Emanuel AME Church: historic African-American church in Charleston, South Carolina. Nine members of a Bible study group there—including the church’s senior pastor, Clementa C. Pinkney—were murdered by Dylann Roof, a 21-year-old self-proclaimed white supremacist, on June 17, 2015.

George Zimmerman: Florida man charged with second-degree murder by shooting in the death of Travyvon Martin, a black teenager, in 2012. Zimmerman, a member of his community neighborhood watch, claimed immunity under Florida’s “Stand Your Ground” law, saying he acted in self-defense after Martin attacked him. The teenager, however, was unarmed, and his death inspired numerous protests nation-wide. Zimmerman was found not guilty.

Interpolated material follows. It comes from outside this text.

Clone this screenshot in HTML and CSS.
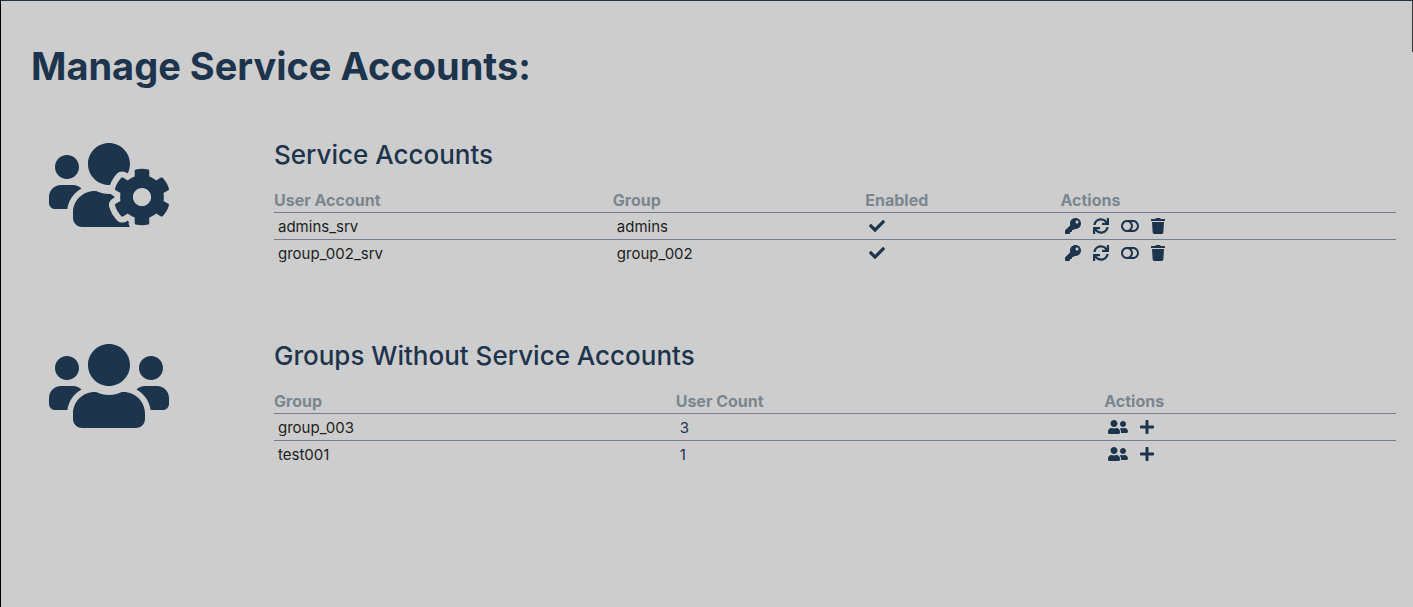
FILE: index.html
```html
<!DOCTYPE html>
<html lang="en">
<head>
<meta charset="utf-8">
<title>Manage Service Accounts</title>
<link rel="stylesheet" href="styles.css">
</head>
<body>
<svg class="sprite" aria-hidden="true">
  <symbol id="users-cog" viewBox="0 0 640 512"><path d="M610.5 341.3c2.6-14.1 2.6-28.5 0-42.6l25.8-14.9c3-1.7 4.3-5.2 3.3-8.5-6.7-21.6-18.2-41.2-33.2-57.4-2.3-2.5-6-3.1-9-1.4l-25.8 14.9c-10.9-9.3-23.4-16.5-36.9-21.3v-29.8c0-3.4-2.4-6.4-5.7-7.1-22.3-5-45-4.8-66.2 0-3.3.7-5.7 3.7-5.7 7.1v29.8c-13.5 4.8-26 12-36.9 21.3l-25.8-14.9c-2.9-1.7-6.7-1.1-9 1.4-15 16.2-26.5 35.8-33.2 57.4-1 3.3.4 6.8 3.3 8.5l25.8 14.9c-2.6 14.1-2.6 28.5 0 42.6l-25.8 14.9c-3 1.7-4.3 5.2-3.3 8.5 6.7 21.6 18.2 41.1 33.2 57.4 2.3 2.5 6 3.1 9 1.4l25.8-14.9c10.9 9.3 23.4 16.5 36.9 21.3v29.8c0 3.4 2.4 6.4 5.7 7.1 22.3 5 45 4.8 66.2 0 3.3-.7 5.7-3.7 5.7-7.1v-29.8c13.5-4.8 26-12 36.9-21.3l25.8 14.9c2.9 1.7 6.7 1.1 9-1.4 15-16.2 26.5-35.8 33.2-57.4 1-3.3-.4-6.8-3.3-8.5l-25.8-14.9zM496 368.5c-26.8 0-48.5-21.8-48.5-48.5s21.8-48.5 48.5-48.5 48.5 21.8 48.5 48.5-21.7 48.5-48.5 48.5zM96 224c35.3 0 64-28.7 64-64s-28.7-64-64-64-64 28.7-64 64 28.7 64 64 64zm224 32c1.9 0 3.7-.5 5.6-.6 8.3-21.7 20.5-42.1 36.3-59.2 7.4-8 17.9-12.6 28.9-12.6 6.9 0 13.7 1.8 19.6 5.3l7.9 4.6c.8-.5 1.6-.9 2.4-1.4 7-14.6 11.2-30.8 11.2-48 0-61.9-50.1-112-112-112S208 82.1 208 144c0 61.9 50.1 112 112 112zm105.2 194.5c-2.3-1.2-4.6-2.6-6.8-3.9-8.2 4.8-15.3 9.8-27.5 9.8-10.9 0-21.4-4.6-28.9-12.6-18.3-19.8-32.3-43.9-40.2-69.6-10.7-34.5 24.9-49.7 25.8-50.3-.1-2.6-.1-5.2 0-7.8l-7.9-4.6c-3.8-2.2-7-5-9.8-8.1-3.3.2-6.5.6-9.8.6-24.6 0-47.6-6-68.5-16h-8.3C179.6 288 128 339.6 128 403.2V432c0 26.5 21.5 48 48 48h255.4c-3.7-6-6.2-12.8-6.2-20.3v-9.2zM173.1 274.6C161.5 263.1 145.6 256 128 256H64c-35.3 0-64 28.7-64 64v32c0 17.7 14.3 32 32 32h65.9c6.3-47.4 34.9-87.3 75.2-109.4z"/></symbol>
  <symbol id="users" viewBox="0 0 640 512"><path d="M96 224c35.3 0 64-28.7 64-64s-28.7-64-64-64-64 28.7-64 64 28.7 64 64 64zm448 0c35.3 0 64-28.7 64-64s-28.7-64-64-64-64 28.7-64 64 28.7 64 64 64zm32 32h-64c-17.6 0-33.5 7.1-45.1 18.6 40.3 22.1 68.9 62 75.1 109.4h66c17.7 0 32-14.3 32-32v-32c0-35.3-28.7-64-64-64zm-256 0c61.9 0 112-50.1 112-112S381.9 32 320 32 208 82.1 208 144s50.1 112 112 112zm76.8 32h-8.3c-20.8 10-43.9 16-68.5 16s-47.6-6-68.5-16h-8.3C179.6 288 128 339.6 128 403.2V432c0 26.5 21.5 48 48 48h288c26.5 0 48-21.5 48-48v-28.8c0-63.6-51.6-115.2-115.2-115.2zm-223.7-13.4C161.5 263.1 145.6 256 128 256H64c-35.3 0-64 28.7-64 64v32c0 17.7 14.3 32 32 32h65.9c6.3-47.4 34.9-87.3 75.2-109.4z"/></symbol>
  <symbol id="key" viewBox="0 0 512 512"><path d="M512 176.001C512 273.203 433.202 352 336 352c-11.22 0-22.19-1.062-32.827-3.069l-24.012 27.014A23.999 23.999 0 0 1 261.223 384H224v40c0 13.255-10.745 24-24 24h-40v40c0 13.255-10.745 24-24 24H24c-13.255 0-24-10.745-24-24v-78.059c0-6.365 2.529-12.47 7.029-16.971l161.802-161.802C163.108 213.814 160 195.271 160 176 160 78.798 238.797.001 335.999 0 433.488-.001 512 78.511 512 176.001zM336 128c0 26.51 21.49 48 48 48s48-21.49 48-48-21.49-48-48-48-48 21.49-48 48z"/></symbol>
  <symbol id="sync" viewBox="0 0 512 512"><path d="M440.65 12.57l4 82.77A247.16 247.16 0 0 0 255.83 8C134.73 8 33.91 94.92 12.29 209.82A12 12 0 0 0 24.09 224h49.05a12 12 0 0 0 11.67-9.26 175.91 175.91 0 0 1 317-56.94l-101.46-4.86a12 12 0 0 0-12.57 12v47.41a12 12 0 0 0 12 12H500a12 12 0 0 0 12-12V12a12 12 0 0 0-12-12h-47.37a12 12 0 0 0-11.98 12.57zM255.83 432a175.61 175.61 0 0 1-146-77.8l101.8 4.87a12 12 0 0 0 12.57-12v-47.4a12 12 0 0 0-12-12H12a12 12 0 0 0-12 12V500a12 12 0 0 0 12 12h47.35a12 12 0 0 0 12-12.6l-4.15-82.57A247.17 247.17 0 0 0 255.83 504c121.11 0 221.93-86.92 243.55-201.82a12 12 0 0 0-11.8-14.18h-49.05a12 12 0 0 0-11.67 9.26A175.86 175.86 0 0 1 255.83 432z"/></symbol>
  <symbol id="toggle" viewBox="0 0 576 512"><path d="M384 64H192C85.961 64 0 149.961 0 256s85.961 192 192 192h192c106.039 0 192-85.961 192-192S490.039 64 384 64zM64 256c0-70.741 57.249-128 128-128 70.741 0 128 57.249 128 128 0 70.741-57.249 128-128 128-70.741 0-128-57.249-128-128zm320 128h-48.905c65.217-72.858 65.236-183.12 0-256H384c70.741 0 128 57.249 128 128 0 70.74-57.249 128-128 128z"/></symbol>
  <symbol id="trash" viewBox="0 0 448 512"><path d="M432 32H312l-9.4-18.7A24 24 0 0 0 281.1 0H166.8a23.72 23.72 0 0 0-21.4 13.3L136 32H16A16 16 0 0 0 0 48v32a16 16 0 0 0 16 16h416a16 16 0 0 0 16-16V48a16 16 0 0 0-16-16zM53.2 467a48 48 0 0 0 47.9 45h245.8a48 48 0 0 0 47.9-45L416 128H32z"/></symbol>
  <symbol id="plus" viewBox="0 0 448 512"><path d="M416 208H272V64c0-17.67-14.33-32-32-32h-32c-17.67 0-32 14.33-32 32v144H32c-17.67 0-32 14.33-32 32v32c0 17.67 14.33 32 32 32h144v144c0 17.67 14.33 32 32 32h32c17.67 0 32-14.33 32-32V304h144c17.67 0 32-14.33 32-32v-32c0-17.67-14.33-32-32-32z"/></symbol>
  <symbol id="check" viewBox="0 0 512 512"><path d="M173.898 439.404l-166.4-166.4c-9.997-9.997-9.997-26.206 0-36.204l36.203-36.204c9.997-9.998 26.207-9.998 36.204 0L192 312.69 432.095 72.596c9.997-9.997 26.207-9.997 36.204 0l36.203 36.204c9.997 9.997 9.997 26.206 0 36.204l-294.4 294.401c-9.998 9.997-26.207 9.997-36.204-.001z"/></symbol>
  <symbol id="user-friends" viewBox="0 0 640 512"><path d="M192 256c61.9 0 112-50.1 112-112S253.9 32 192 32 80 82.1 80 144s50.1 112 112 112zm76.8 32h-8.3c-20.8 10-43.9 16-68.5 16s-47.6-6-68.5-16h-8.3C51.6 288 0 339.6 0 403.2V432c0 26.5 21.5 48 48 48h288c26.5 0 48-21.5 48-48v-28.8c0-63.6-51.6-115.2-115.2-115.2zM480 256c53 0 96-43 96-96s-43-96-96-96-96 43-96 96 43 96 96 96zm48 32h-3.8c-13.9 4.8-28.6 8-44.2 8s-30.3-3.2-44.2-8H432c-20.4 0-39.2 5.9-55.7 15.4 24.4 26.3 39.7 61.2 39.7 99.8v38.4c0 2.2-.5 4.3-.6 6.4H592c26.5 0 48-21.5 48-48 0-61.9-50.1-112-112-112z"/></symbol>
</svg>
<main class="page">
  <div class="edge"></div>
  <h1 class="page-title">Manage Service Accounts:</h1>

  <section class="section" aria-labelledby="accounts-title">
    <svg class="section-icon" aria-hidden="true"><use href="#users-cog"/></svg>
    <div class="section-body">
      <h2 class="section-title" id="accounts-title">Service Accounts</h2>
      <table class="table">
        <colgroup><col class="col-account"><col class="col-group"><col class="col-enabled"><col></colgroup>
        <thead>
          <tr><th>User Account</th><th>Group</th><th>Enabled</th><th>Actions</th></tr>
        </thead>
        <tbody>
          <tr>
            <td>admins_srv</td><td>admins</td>
            <td class="icon-cell"><svg class="icon" role="img" aria-label="Enabled"><use href="#check"/></svg></td>
            <td class="icon-cell"><div class="actions">
              <button class="action" type="button" aria-label="Reset key"><svg class="icon"><use href="#key"/></svg></button>
              <button class="action" type="button" aria-label="Refresh"><svg class="icon"><use href="#sync"/></svg></button>
              <button class="action" type="button" aria-label="Toggle"><svg class="icon icon-toggle"><use href="#toggle"/></svg></button>
              <button class="action" type="button" aria-label="Delete"><svg class="icon icon-narrow"><use href="#trash"/></svg></button>
            </div></td>
          </tr>
          <tr>
            <td>group_002_srv</td><td>group_002</td>
            <td class="icon-cell"><svg class="icon" role="img" aria-label="Enabled"><use href="#check"/></svg></td>
            <td class="icon-cell"><div class="actions">
              <button class="action" type="button" aria-label="Reset key"><svg class="icon"><use href="#key"/></svg></button>
              <button class="action" type="button" aria-label="Refresh"><svg class="icon"><use href="#sync"/></svg></button>
              <button class="action" type="button" aria-label="Toggle"><svg class="icon icon-toggle"><use href="#toggle"/></svg></button>
              <button class="action" type="button" aria-label="Delete"><svg class="icon icon-narrow"><use href="#trash"/></svg></button>
            </div></td>
          </tr>
        </tbody>
      </table>
    </div>
  </section>

  <section class="section" aria-labelledby="groups-title">
    <svg class="section-icon" aria-hidden="true"><use href="#users"/></svg>
    <div class="section-body">
      <h2 class="section-title" id="groups-title">Groups Without Service Accounts</h2>
      <table class="table">
        <colgroup><col class="col-name"><col class="col-count"><col></colgroup>
        <thead>
          <tr><th>Group</th><th>User Count</th><th>Actions</th></tr>
        </thead>
        <tbody>
          <tr>
            <td>group_003</td><td><a class="count" href="#">3</a></td>
            <td class="icon-cell"><div class="actions">
              <button class="action" type="button" aria-label="View users"><svg class="icon icon-wide"><use href="#user-friends"/></svg></button>
              <button class="action" type="button" aria-label="Add service account"><svg class="icon icon-narrow"><use href="#plus"/></svg></button>
            </div></td>
          </tr>
          <tr>
            <td>test001</td><td><a class="count" href="#">1</a></td>
            <td class="icon-cell"><div class="actions">
              <button class="action" type="button" aria-label="View users"><svg class="icon icon-wide"><use href="#user-friends"/></svg></button>
              <button class="action" type="button" aria-label="Add service account"><svg class="icon icon-narrow"><use href="#plus"/></svg></button>
            </div></td>
          </tr>
        </tbody>
      </table>
    </div>
  </section>
</main>
</body>
</html>
```

FILE: styles.css
```css
:root {
  --navy: #1d344d;
  --muted: #7b868f;
  --line: #74818c;
}

* {
  box-sizing: border-box;
}

body {
  margin: 0;
  background: #cdcdcd;
  color: #1c1f22;
  font: 15px/24px Inter, "Liberation Sans", sans-serif;
}

.sprite {
  display: none;
}

.page {
  position: relative;
  min-height: 100vh;
  padding: 41px 17px 0 30px;
  border-top: 1px solid var(--navy);
  border-left: 1px solid #000;
}

.edge {
  position: absolute;
  top: 0;
  right: 0;
  width: 1px;
  height: 51px;
  background: #3a3a3c;
}

.page-title {
  margin: 0;
  color: var(--navy);
  font-size: 38px;
  font-weight: 700;
  line-height: 48px;
}

.section {
  display: grid;
  grid-template-columns: 225px minmax(0, 1fr);
  gap: 18px;
  margin-top: 47px;
}

.section + .section {
  margin-top: 72px;
}

.section-icon {
  width: 120px;
  height: 96px;
  margin-left: 18px;
  fill: var(--navy);
}

.section-title {
  margin: 0 0 12px;
  color: var(--navy);
  font-size: 26px;
  font-weight: 500;
  line-height: 36px;
}

.table {
  width: 100%;
  table-layout: fixed;
  border-collapse: collapse;
}

.table th {
  height: 27px;
  padding: 4px 0 0;
  color: var(--muted);
  font-size: 16px;
  font-weight: 700;
  line-height: 20px;
  text-align: left;
}

.table td {
  height: 27px;
  padding: 2px 4px 0;
}

.table .icon-cell {
  padding: 0 4px;
}

.table tbody tr {
  border-top: 1px solid var(--line);
}

.col-account { width: 30.2%; }
.col-group { width: 22.5%; }
.col-enabled { width: 17.4%; }
.col-name { width: 35.8%; }
.col-count { width: 38.2%; }

.icon {
  display: block;
  width: 16px;
  height: 16px;
  fill: var(--navy);
}

.icon-toggle { width: 18px; }
.icon-narrow { width: 14px; }
.icon-wide { width: 20px; }

.actions {
  display: flex;
  align-items: center;
  gap: 12px;
}

.action {
  padding: 0;
  border: 0;
  background: none;
  cursor: pointer;
}

.count {
  color: var(--navy);
  text-decoration: none;
}
```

Jim Crow: laws that enforced segregation and discrimination of black people, especially in the Southern states of the US, from the 1880s through till the 1960s. The laws were superseded legally by the passage of the Civil Rights Acts of the 1960s.

Klansmen: members of the Klu Klux Klan, a white supremacist group that formed in 1866 by young veterans of the former Confederacy in response to Reconstruction.

Louis Farrakhan: leader of the Nation of Islam, a movement that combines elements of Islam with black nationalism. Farrakhan was the organizer of the 1995 Million Man March (see below). Over more than 40 years of public life, he frequently stirred controversy with black separatist and anti-Semitic comments.

Million Man March: a large, peaceful gathering of African-American men to promote unity and community involvement, held in 1995 in Washington, D.C. The march was initiated by Nation of Islam Minister Louis Farrakhan.

Reconstruction: the period immediately after the Civil War (1865-1877). During this time, formerly enslaved African-Americans were granted US citizenship, including the right to vote, and federal troops were stationed in 11 southern states to support and enforce blacks’ rights. Reconstruction ended in 1877 when—as part of a deal that confirmed the election of Republican Rutherford B. Hayes as president—US troops were removed from those states.